__Written request__. Without the pictures, return all of the material exactly as written.

__Information provided__.

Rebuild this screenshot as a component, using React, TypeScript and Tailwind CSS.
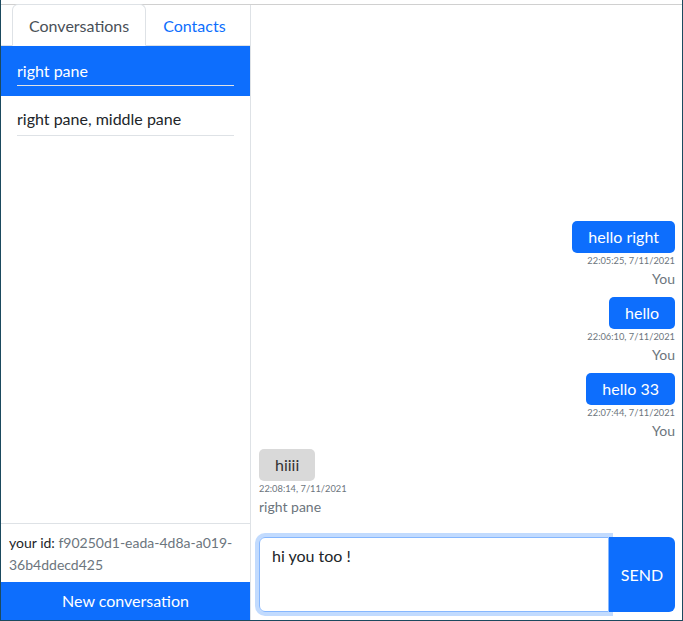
import React, { useEffect, useRef } from 'react';

type Message = {
  text: string;
  time: string;
  from: string;
  mine: boolean;
};

const MESSAGES: Message[] = [
  { text: 'hello right', time: '22:05:25, 7/11/2021', from: 'You', mine: true },
  { text: 'hello', time: '22:06:10, 7/11/2021', from: 'You', mine: true },
  { text: 'hello 33', time: '22:07:44, 7/11/2021', from: 'You', mine: true },
  { text: 'hiiii', time: '22:08:14, 7/11/2021', from: 'right pane', mine: false },
];

const Bubble: React.FC<{ msg: Message }> = ({ msg }) => (
  <div className={`flex flex-col mb-2 ${msg.mine ? 'items-end' : 'items-start'}`}>
    <div
      className={`h-8 px-4 rounded-[5px] text-base leading-8 ${
        msg.mine ? 'bg-[#0d6efd] text-white' : 'bg-[#d9d9d9] text-[#333]'
      }`}
    >
      {msg.text}
    </div>
    <div className="text-[9.3px] leading-[15px] text-[#6c757d]">{msg.time}</div>
    <div className="text-sm leading-[21px] text-[#6c757d]">{msg.from}</div>
  </div>
);

const Sidebar: React.FC = () => (
  <div className="w-[250px] shrink-0 flex flex-col border-r border-[#dee2e6]">
    {/* tabs */}
    <div className="flex -mt-px pl-[11px] border-b border-[#dee2e6]">
      <div className="-mb-px px-4 pt-[9px] pb-[7px] leading-6 bg-white text-[#495057] border border-[#dee2e6] border-b-white rounded-t-md">
        Conversations
      </div>
      <div className="-mb-px px-4 pt-[9px] pb-[7px] leading-6 text-[#0d6efd] border border-transparent">Contacts</div>
    </div>

    <div className="flex-1">
      <div className="bg-[#0d6efd] text-white px-4 pt-[13px] pb-[10px]">
        <div className="leading-6 pb-[2px] border-b border-[#dee2e6]">right pane</div>
      </div>
      <div className="px-4 pt-[11px]">
        <div className="leading-6 pb-[4px] border-b border-[#dee2e6]">right pane, middle pane</div>
      </div>
    </div>

    <div className="border-t border-[#dee2e6] px-2 pt-2 pb-[6px] text-sm leading-[22px]">
      your id: <span className="text-[#6c757d]">f90250d1-eada-4d8a-a019-<br />36b4ddecd425</span>
    </div>
    <button className="h-[38px] w-full bg-[#0d6efd] text-white text-base">New conversation</button>
  </div>
);

export default function App() {
  const inputRef = useRef<HTMLTextAreaElement>(null);

  useEffect(() => {
    const el = inputRef.current;
    if (el) {
      el.focus();
      el.setSelectionRange(el.value.length, el.value.length);
    }
  }, []);

  return (
    <div className="w-[683px] h-[621px] bg-white pt-1 border-x border-b border-[#1b4a5f] font-['Lato',sans-serif] text-[#212529] overflow-hidden">
      <div className="h-full flex border-t border-[#d0d0d0]">
        <Sidebar />

        <div className="flex-1 flex flex-col pl-2 pr-[7px] pb-2">
          <div className="flex-1 flex flex-col justify-end">
            {MESSAGES.map((m, i) => (
              <Bubble key={i} msg={m} />
            ))}
          </div>

          <div className="flex pt-3">
            <textarea
              ref={inputRef}
              className="flex-1 h-[75px] resize-none rounded-l-md border border-[#86b7fe] px-3 py-1.5 text-base leading-6 text-[#212529] caret-black outline-none shadow-[0_0_0_4px_rgba(13,110,253,0.25)]"
              defaultValue="hi you too !"
            />
            <button className="relative z-10 w-[66px] h-[75px] rounded-r-md bg-[#0d6efd] text-white text-base">
              SEND
            </button>
          </div>
        </div>
      </div>
    </div>
  );
}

__The result__.
Rebuild this screenshot as a component, using React, TypeScript and Tailwind CSS.
import React, { useEffect, useRef } from 'react';

type Message = {
  text: string;
  time: string;
  from: string;
  mine: boolean;
};

const MESSAGES: Message[] = [
  { text: 'hello right', time: '22:05:25, 7/11/2021', from: 'You', mine: true },
  { text: 'hello', time: '22:06:10, 7/11/2021', from: 'You', mine: true },
  { text: 'hello 33', time: '22:07:44, 7/11/2021', from: 'You', mine: true },
  { text: 'hiiii', time: '22:08:14, 7/11/2021', from: 'right pane', mine: false },
];

const Bubble: React.FC<{ msg: Message }> = ({ msg }) => (
  <div className={`flex flex-col mb-2 ${msg.mine ? 'items-end' : 'items-start'}`}>
    <div
      className={`h-8 px-4 rounded-[5px] text-base leading-8 ${
        msg.mine ? 'bg-[#0d6efd] text-white' : 'bg-[#d9d9d9] text-[#333]'
      }`}
    >
      {msg.text}
    </div>
    <div className="text-[9.3px] leading-[15px] text-[#6c757d]">{msg.time}</div>
    <div className="text-sm leading-[21px] text-[#6c757d]">{msg.from}</div>
  </div>
);

const Sidebar: React.FC = () => (
  <div className="w-[250px] shrink-0 flex flex-col border-r border-[#dee2e6]">
    {/* tabs */}
    <div className="flex -mt-px pl-[11px] border-b border-[#dee2e6]">
      <div className="-mb-px px-4 pt-[9px] pb-[7px] leading-6 bg-white text-[#495057] border border-[#dee2e6] border-b-white rounded-t-md">
        Conversations
      </div>
      <div className="-mb-px px-4 pt-[9px] pb-[7px] leading-6 text-[#0d6efd] border border-transparent">Contacts</div>
    </div>

    <div className="flex-1">
      <div className="bg-[#0d6efd] text-white px-4 pt-[13px] pb-[10px]">
        <div className="leading-6 pb-[2px] border-b border-[#dee2e6]">right pane</div>
      </div>
      <div className="px-4 pt-[11px]">
        <div className="leading-6 pb-[4px] border-b border-[#dee2e6]">right pane, middle pane</div>
      </div>
    </div>

    <div className="border-t border-[#dee2e6] px-2 pt-2 pb-[6px] text-sm leading-[22px]">
      your id: <span className="text-[#6c757d]">f90250d1-eada-4d8a-a019-<br />36b4ddecd425</span>
    </div>
    <button className="h-[38px] w-full bg-[#0d6efd] text-white text-base">New conversation</button>
  </div>
);

export default function App() {
  const inputRef = useRef<HTMLTextAreaElement>(null);

  useEffect(() => {
    const el = inputRef.current;
    if (el) {
      el.focus();
      el.setSelectionRange(el.value.length, el.value.length);
    }
  }, []);

  return (
    <div className="w-[683px] h-[621px] bg-white pt-1 border-x border-b border-[#1b4a5f] font-['Lato',sans-serif] text-[#212529] overflow-hidden">
      <div className="h-full flex border-t border-[#d0d0d0]">
        <Sidebar />

        <div className="flex-1 flex flex-col pl-2 pr-[7px] pb-2">
          <div className="flex-1 flex flex-col justify-end">
            {MESSAGES.map((m, i) => (
              <Bubble key={i} msg={m} />
            ))}
          </div>

          <div className="flex pt-3">
            <textarea
              ref={inputRef}
              className="flex-1 h-[75px] resize-none rounded-l-md border border-[#86b7fe] px-3 py-1.5 text-base leading-6 text-[#212529] caret-black outline-none shadow-[0_0_0_4px_rgba(13,110,253,0.25)]"
              defaultValue="hi you too !"
            />
            <button className="relative z-10 w-[66px] h-[75px] rounded-r-md bg-[#0d6efd] text-white text-base">
              SEND
            </button>
          </div>
        </div>
      </div>
    </div>
  );
}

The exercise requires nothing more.